Associate Professor, School of Education
,
University of Michigan

In his research, Peter Bahr seeks to deconstruct students' pathways into, through, and out of community colleges and into the workforce or on to four-year postsecondary institutions. His latest work is focused particularly on students' course-taking and enrollment patterns in the community college and their subsequent labor market outcomes, such as employment and earnings, as well as the impact of students' varied patterns of course-taking and enrollment on the assessment of community college performance.

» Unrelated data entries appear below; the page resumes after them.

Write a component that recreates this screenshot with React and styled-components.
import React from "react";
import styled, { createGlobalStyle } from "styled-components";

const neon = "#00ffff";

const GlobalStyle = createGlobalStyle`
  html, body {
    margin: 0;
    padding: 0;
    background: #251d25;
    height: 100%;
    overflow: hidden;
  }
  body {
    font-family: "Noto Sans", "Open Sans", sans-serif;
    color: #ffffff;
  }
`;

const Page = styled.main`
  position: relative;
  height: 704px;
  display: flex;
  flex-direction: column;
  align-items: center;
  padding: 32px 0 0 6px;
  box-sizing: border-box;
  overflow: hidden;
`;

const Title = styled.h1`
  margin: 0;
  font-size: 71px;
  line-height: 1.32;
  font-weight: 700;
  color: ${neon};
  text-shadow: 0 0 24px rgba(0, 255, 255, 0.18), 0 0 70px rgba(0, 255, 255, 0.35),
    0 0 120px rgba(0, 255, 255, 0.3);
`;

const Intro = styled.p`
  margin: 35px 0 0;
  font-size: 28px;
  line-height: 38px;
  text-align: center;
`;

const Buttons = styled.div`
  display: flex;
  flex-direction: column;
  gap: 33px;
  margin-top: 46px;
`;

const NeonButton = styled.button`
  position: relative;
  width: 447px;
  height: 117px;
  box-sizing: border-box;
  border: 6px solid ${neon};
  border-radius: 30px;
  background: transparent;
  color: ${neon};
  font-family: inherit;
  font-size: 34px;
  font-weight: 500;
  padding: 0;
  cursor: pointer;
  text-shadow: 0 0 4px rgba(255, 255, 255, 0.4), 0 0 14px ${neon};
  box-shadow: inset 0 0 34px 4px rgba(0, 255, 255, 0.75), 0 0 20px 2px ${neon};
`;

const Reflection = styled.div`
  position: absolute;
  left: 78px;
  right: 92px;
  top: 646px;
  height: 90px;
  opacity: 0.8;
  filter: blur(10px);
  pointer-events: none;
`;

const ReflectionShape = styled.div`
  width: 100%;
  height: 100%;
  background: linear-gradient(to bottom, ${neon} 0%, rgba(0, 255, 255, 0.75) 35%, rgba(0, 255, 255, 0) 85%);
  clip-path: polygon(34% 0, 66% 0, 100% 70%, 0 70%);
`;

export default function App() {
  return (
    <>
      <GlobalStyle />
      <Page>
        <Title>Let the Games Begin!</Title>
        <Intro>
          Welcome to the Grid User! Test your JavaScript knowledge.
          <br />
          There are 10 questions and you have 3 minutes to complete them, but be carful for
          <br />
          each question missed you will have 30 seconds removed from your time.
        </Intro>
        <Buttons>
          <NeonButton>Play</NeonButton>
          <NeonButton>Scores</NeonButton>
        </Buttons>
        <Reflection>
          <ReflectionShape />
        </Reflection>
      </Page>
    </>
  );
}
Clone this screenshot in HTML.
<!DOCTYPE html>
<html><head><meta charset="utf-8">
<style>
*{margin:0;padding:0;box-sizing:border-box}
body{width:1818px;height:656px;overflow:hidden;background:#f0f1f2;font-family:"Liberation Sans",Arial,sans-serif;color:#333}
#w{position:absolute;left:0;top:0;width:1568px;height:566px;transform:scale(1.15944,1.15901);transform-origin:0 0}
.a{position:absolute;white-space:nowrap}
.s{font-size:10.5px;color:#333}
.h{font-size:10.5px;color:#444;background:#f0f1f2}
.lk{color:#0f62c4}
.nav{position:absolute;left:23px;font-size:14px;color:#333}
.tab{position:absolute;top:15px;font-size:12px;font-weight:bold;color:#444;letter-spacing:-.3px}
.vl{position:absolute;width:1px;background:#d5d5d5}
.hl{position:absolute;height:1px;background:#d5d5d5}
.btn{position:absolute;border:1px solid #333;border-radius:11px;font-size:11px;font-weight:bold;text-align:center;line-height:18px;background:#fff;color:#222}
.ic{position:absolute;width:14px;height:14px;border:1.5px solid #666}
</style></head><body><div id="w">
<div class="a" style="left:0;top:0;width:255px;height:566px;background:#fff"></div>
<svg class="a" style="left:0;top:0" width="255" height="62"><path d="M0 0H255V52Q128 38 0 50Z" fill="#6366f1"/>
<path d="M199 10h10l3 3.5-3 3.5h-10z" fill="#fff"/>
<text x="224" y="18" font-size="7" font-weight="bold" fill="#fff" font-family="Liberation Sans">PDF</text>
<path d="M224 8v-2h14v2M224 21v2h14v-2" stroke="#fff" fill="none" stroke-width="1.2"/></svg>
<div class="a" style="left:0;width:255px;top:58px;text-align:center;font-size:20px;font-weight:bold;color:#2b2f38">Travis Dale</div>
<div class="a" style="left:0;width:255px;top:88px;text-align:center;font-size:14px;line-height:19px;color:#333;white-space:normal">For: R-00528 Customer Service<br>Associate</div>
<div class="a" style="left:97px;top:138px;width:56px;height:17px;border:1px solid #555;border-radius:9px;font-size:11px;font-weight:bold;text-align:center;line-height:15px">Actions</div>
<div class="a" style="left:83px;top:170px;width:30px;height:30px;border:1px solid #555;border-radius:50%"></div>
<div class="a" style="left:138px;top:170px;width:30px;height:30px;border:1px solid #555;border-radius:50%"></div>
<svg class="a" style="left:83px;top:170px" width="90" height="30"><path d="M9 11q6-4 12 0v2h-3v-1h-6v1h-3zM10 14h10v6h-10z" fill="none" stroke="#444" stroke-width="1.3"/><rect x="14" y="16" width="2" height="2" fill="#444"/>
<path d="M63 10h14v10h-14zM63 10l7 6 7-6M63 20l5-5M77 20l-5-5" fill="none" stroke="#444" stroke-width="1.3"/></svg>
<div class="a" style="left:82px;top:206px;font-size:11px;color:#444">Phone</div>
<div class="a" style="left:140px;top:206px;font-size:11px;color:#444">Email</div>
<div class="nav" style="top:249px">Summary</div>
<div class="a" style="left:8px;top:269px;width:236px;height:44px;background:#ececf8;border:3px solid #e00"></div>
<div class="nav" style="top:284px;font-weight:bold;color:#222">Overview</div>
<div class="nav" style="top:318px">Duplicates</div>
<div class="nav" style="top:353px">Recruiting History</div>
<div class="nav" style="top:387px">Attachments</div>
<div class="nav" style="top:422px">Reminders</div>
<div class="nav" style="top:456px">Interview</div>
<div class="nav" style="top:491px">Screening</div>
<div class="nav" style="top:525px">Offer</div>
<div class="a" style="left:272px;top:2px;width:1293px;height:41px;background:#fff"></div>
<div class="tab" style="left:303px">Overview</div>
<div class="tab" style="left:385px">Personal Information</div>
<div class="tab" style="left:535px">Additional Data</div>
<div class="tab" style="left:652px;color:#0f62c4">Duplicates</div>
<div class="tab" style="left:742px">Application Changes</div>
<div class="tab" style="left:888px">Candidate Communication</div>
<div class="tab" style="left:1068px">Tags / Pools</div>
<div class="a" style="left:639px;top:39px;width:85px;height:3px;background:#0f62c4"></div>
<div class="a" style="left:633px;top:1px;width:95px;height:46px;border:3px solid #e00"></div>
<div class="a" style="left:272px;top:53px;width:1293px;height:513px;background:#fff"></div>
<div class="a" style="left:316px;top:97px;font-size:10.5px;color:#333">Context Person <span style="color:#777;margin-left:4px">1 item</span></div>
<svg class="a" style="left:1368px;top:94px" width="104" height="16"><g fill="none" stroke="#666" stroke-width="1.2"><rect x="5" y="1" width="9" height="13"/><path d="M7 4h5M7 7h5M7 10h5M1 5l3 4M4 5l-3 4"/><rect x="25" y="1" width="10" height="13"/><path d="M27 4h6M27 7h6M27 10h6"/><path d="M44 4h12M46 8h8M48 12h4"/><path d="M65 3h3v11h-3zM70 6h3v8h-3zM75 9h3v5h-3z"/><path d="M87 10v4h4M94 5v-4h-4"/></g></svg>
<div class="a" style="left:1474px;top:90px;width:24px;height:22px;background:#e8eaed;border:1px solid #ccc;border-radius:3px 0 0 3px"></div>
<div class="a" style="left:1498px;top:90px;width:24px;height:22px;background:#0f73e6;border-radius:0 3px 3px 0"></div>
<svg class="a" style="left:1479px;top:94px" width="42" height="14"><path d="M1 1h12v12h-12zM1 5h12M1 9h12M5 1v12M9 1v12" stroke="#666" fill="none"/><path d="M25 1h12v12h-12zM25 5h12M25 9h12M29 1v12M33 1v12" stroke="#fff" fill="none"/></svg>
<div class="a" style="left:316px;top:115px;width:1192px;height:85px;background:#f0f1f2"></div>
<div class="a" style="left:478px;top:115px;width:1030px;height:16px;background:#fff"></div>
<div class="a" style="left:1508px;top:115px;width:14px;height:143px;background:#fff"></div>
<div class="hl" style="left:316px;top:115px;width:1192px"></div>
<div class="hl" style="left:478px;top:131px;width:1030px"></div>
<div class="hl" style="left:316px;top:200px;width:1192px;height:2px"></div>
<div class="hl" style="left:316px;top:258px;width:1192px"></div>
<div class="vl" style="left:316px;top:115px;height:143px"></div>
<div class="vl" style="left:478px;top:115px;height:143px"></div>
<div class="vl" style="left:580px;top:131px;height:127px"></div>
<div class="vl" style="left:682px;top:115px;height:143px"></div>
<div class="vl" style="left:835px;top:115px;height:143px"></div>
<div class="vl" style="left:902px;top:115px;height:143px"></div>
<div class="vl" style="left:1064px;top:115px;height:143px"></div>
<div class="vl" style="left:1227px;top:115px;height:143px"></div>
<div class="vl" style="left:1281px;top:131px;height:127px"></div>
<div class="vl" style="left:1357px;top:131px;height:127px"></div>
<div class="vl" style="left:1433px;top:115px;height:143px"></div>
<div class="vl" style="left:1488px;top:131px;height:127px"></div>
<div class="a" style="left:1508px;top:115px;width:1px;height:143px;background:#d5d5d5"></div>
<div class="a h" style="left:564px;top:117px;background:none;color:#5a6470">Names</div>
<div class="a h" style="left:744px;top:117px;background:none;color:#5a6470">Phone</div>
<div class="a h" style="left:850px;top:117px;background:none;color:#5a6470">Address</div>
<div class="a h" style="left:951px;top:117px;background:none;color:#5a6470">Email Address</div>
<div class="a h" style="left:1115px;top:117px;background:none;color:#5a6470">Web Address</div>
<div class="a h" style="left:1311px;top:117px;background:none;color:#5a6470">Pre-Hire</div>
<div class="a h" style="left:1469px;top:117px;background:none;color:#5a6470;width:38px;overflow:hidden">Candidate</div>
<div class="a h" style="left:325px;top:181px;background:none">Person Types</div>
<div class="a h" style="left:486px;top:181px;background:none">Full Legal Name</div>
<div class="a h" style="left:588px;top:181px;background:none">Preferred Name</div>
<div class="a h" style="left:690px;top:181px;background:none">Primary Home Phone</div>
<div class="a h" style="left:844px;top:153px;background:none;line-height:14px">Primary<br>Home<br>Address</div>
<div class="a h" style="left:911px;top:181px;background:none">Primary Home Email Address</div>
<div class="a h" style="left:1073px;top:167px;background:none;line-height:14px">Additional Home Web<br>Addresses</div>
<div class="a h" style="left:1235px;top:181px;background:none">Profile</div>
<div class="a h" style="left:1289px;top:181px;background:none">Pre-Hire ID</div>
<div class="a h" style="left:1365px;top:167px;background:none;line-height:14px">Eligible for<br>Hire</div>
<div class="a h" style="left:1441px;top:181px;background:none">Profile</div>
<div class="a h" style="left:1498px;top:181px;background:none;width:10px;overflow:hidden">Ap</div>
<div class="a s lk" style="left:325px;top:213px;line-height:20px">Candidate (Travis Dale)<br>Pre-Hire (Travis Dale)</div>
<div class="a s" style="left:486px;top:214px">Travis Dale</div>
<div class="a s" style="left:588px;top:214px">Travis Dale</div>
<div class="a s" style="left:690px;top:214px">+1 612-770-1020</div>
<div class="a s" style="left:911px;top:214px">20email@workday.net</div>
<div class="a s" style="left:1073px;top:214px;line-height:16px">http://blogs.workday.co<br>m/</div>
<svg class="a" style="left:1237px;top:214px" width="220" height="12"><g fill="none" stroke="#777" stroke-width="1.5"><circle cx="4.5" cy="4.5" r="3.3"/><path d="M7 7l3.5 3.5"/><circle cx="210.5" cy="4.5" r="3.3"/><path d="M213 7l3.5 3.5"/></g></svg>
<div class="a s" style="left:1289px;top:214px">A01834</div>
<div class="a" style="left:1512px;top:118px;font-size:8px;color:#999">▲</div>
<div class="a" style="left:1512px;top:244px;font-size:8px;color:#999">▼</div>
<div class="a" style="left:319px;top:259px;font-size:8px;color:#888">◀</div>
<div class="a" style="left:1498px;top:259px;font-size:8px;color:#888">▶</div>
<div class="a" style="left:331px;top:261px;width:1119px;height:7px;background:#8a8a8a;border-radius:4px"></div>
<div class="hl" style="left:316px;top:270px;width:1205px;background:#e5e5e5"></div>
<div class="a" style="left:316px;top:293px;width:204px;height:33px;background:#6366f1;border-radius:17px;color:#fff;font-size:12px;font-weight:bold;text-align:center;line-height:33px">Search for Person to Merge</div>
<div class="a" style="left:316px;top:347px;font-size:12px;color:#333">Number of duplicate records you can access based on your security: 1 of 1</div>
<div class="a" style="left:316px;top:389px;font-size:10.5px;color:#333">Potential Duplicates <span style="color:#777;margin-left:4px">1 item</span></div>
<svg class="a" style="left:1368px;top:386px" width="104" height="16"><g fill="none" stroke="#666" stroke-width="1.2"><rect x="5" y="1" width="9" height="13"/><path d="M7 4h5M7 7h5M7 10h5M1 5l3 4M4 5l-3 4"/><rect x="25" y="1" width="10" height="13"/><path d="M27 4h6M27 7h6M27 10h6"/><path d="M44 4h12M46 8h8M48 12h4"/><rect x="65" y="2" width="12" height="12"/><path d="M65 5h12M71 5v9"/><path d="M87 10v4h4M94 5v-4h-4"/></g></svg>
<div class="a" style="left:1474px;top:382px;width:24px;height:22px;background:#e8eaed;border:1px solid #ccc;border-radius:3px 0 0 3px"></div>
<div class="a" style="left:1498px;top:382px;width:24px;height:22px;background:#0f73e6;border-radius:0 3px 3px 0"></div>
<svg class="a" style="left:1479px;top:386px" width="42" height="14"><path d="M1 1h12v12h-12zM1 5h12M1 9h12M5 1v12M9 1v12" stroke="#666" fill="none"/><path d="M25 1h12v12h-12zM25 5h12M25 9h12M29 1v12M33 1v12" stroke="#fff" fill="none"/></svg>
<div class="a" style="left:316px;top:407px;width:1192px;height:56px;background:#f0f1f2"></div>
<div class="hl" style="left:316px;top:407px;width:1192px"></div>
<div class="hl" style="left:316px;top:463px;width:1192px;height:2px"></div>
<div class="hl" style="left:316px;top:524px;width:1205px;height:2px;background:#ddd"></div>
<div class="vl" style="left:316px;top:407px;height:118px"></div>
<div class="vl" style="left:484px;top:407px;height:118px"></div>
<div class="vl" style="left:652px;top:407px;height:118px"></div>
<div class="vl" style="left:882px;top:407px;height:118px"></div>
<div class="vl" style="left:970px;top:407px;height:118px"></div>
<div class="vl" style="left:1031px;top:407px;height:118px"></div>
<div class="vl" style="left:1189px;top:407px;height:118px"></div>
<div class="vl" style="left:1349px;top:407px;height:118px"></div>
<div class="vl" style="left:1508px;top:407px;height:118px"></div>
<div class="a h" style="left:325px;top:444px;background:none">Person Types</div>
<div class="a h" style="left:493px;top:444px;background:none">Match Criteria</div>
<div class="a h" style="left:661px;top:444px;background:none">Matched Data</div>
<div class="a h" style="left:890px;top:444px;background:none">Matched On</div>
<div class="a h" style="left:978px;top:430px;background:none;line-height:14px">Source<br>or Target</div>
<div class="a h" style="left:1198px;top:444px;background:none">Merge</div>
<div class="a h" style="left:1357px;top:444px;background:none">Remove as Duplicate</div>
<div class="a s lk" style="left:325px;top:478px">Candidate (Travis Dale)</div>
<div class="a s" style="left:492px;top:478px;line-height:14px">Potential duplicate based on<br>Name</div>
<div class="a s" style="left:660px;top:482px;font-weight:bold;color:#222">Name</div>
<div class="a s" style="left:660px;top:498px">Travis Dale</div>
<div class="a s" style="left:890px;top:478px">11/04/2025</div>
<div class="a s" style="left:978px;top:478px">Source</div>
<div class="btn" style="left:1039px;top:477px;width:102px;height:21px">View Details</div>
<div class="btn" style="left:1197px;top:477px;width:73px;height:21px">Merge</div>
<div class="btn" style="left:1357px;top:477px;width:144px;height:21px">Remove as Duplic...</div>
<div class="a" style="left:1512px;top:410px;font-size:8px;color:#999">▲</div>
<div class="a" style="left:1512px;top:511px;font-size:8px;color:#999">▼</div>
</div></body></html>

He also recently was awarded a research grant from the Institute of Education Sciences (IES) to study older learners in Ohio’s community colleges with colleagues at the Scripps Gerontology Center, Miami University. In a separate line of inquiry, he is investigating students' navigation of the STEM transfer curriculum in community colleges, with the objective of strengthening the pipeline of students into STEM baccalaureate programs. Bahr joined the faculty of the Center for the Study of Higher and Postsecondary Education at the University of Michigan in 2009. He previously held a faculty appointment in the Department of Sociology at Wayne State University (2004-2009), a research appointment in the Chancellor's Office of the California Community Colleges (2001-2003), and a research appointment in the California Department of Education (2000-2001). He received his Ph.D. in sociology from the University of California-Davis.